Several McDowell high school students participated in MAHEC's first Project PROMISE Health Careers Summer Camp.

Mountain Area Health Education Center (MAHEC) hosted its first Project PROMISE Health Careers Summer Camp at the end of June. This free three-day camp was held at MAHEC and UNC Asheville, which housed 20 rural junior and senior high school students from McDowell, Madison, Mitchell, Yancey and Swain counties.

Over the three days, campers joined MAHEC’s Rural Health Initiative team for health career-focused activities led by health professionals and residents from MAHEC’s family medicine, ob/gyn, sports medicine, pharmacy, dental, and surgery programs. Students were exposed to a variety of clinical settings and participated in hands-on activities that included ultrasound, casting, injecting, suturing, pig heart dissection, delivery simulation, pharmacotherapy, wilderness medicine, social determinants of health, filling cavities, rural resilience, and more.

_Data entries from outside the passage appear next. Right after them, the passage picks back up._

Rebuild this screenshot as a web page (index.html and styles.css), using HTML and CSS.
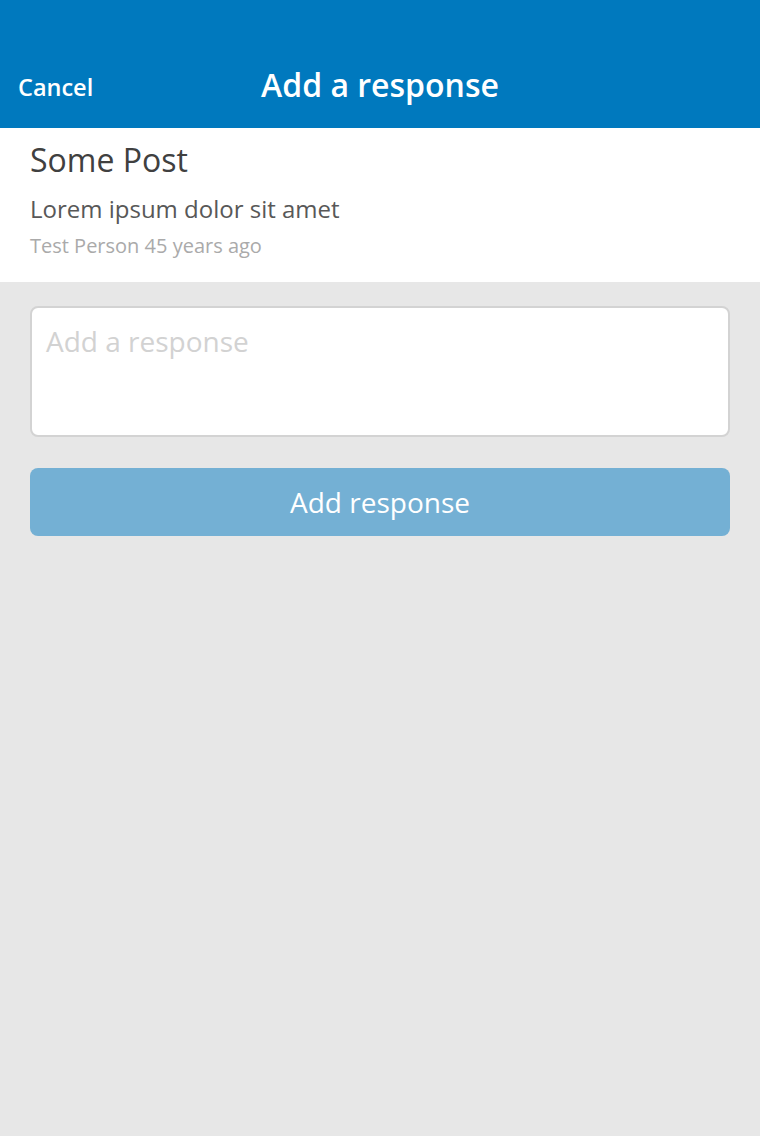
FILE: index.html
```html
<!DOCTYPE html>
<html>
<head>
<meta charset="utf-8">
<link rel="stylesheet" href="styles.css">
</head>
<body>
<header class="topbar">
  <span class="cancel">Cancel</span>
  <h1 class="title">Add a response</h1>
</header>
<section class="post">
  <h2 class="post-title">Some Post</h2>
  <p class="post-body">Lorem ipsum dolor sit amet</p>
  <p class="post-meta">Test Person 45 years ago</p>
</section>
<main class="form">
  <textarea class="response" placeholder="Add a response"></textarea>
  <button class="submit">Add response</button>
</main>
</body>
</html>
```
FILE: styles.css
```css
html, body {
  margin: 0;
  padding: 0;
  height: 100%;
}
body {
  background: #e7e7e7;
  font-family: "Open Sans", "Noto Sans", sans-serif;
}
.topbar {
  position: relative;
  height: 128px;
  background: #0079be;
  color: #fff;
  display: flex;
  align-items: flex-end;
  justify-content: center;
  box-sizing: border-box;
  padding-bottom: 23px;
}
.cancel {
  position: absolute;
  left: 18px;
  bottom: 25px;
  font-size: 23.5px;
  font-weight: 600;
  line-height: 32px;
}
.title {
  margin: 0;
  font-size: 32px;
  font-weight: 600;
  line-height: 40px;
}
.post {
  background: #fff;
  padding: 10px 30px 0;
  height: 154px;
  box-sizing: border-box;
}
.post-title {
  margin: 0;
  font-size: 32px;
  font-weight: 400;
  color: #404040;
  line-height: 44px;
}
.post-body {
  margin: 10px 0 0;
  font-size: 24px;
  color: #585858;
  line-height: 34px;
}
.post-meta {
  margin: 6px 0 0;
  font-size: 20px;
  color: #aaa;
  line-height: 28px;
}
.form {
  padding: 24px 30px;
  display: flex;
  flex-direction: column;
  gap: 31px;
}
.response {
  height: 131px;
  box-sizing: border-box;
  border: 2px solid #d3d3d3;
  border-radius: 8px;
  background: #fff;
  padding: 14px 14px;
  font-family: "Open Sans", "Noto Sans", sans-serif;
  font-size: 28px;
  line-height: 38px;
  resize: none;
  outline: none;
}
.response::placeholder {
  color: #d2d2d2;
}
.submit {
  height: 68px;
  border: none;
  border-radius: 8px;
  background: #74b0d4;
  color: #fff;
  font-family: "Open Sans", "Noto Sans", sans-serif;
  font-size: 28px;
  padding: 0;
}
```
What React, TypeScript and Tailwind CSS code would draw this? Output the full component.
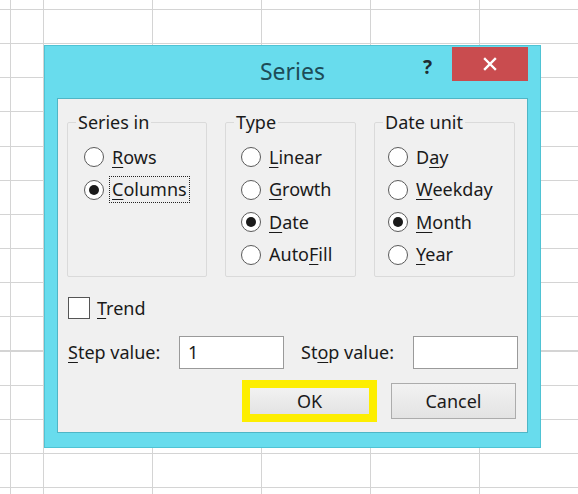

Students from McDowell High School who attended were Tray Allison, Grayson Cole, McKenzie Hartman, Karson Holtsclaw, Dalton Honeycutt, Sara Lewis, Maggie Rader and Jennifer Rector. From McDowell Early College were Madison Fish, Raegan Grindstaff and Mackenzie Holliday.

Project PROMISE—Providing Rural Opportunities in Medicine through Inspiring Service and Education—was created in 2014 by MAHEC family medicine resident Rivers Woodward, MD, from Franklin, NC, and Brittany Papworth, MD, to encourage rural students to consider meaningful and fulfilling careers in healthcare that could, in turn, help address their community’s most pressing healthcare needs.

MAHEC was established in 1974 to train future generations of healthcare professionals for Western North Carolina through quality healthcare, innovative education, and best practice models that can be replicated nationally. Located in Asheville, MAHEC serves North Carolina’s 16 westernmost counties and is the largest of the nine state AHECs that were established to address national and state concerns with the supply, retention, and quality of health professionals especially in rural areas of the state.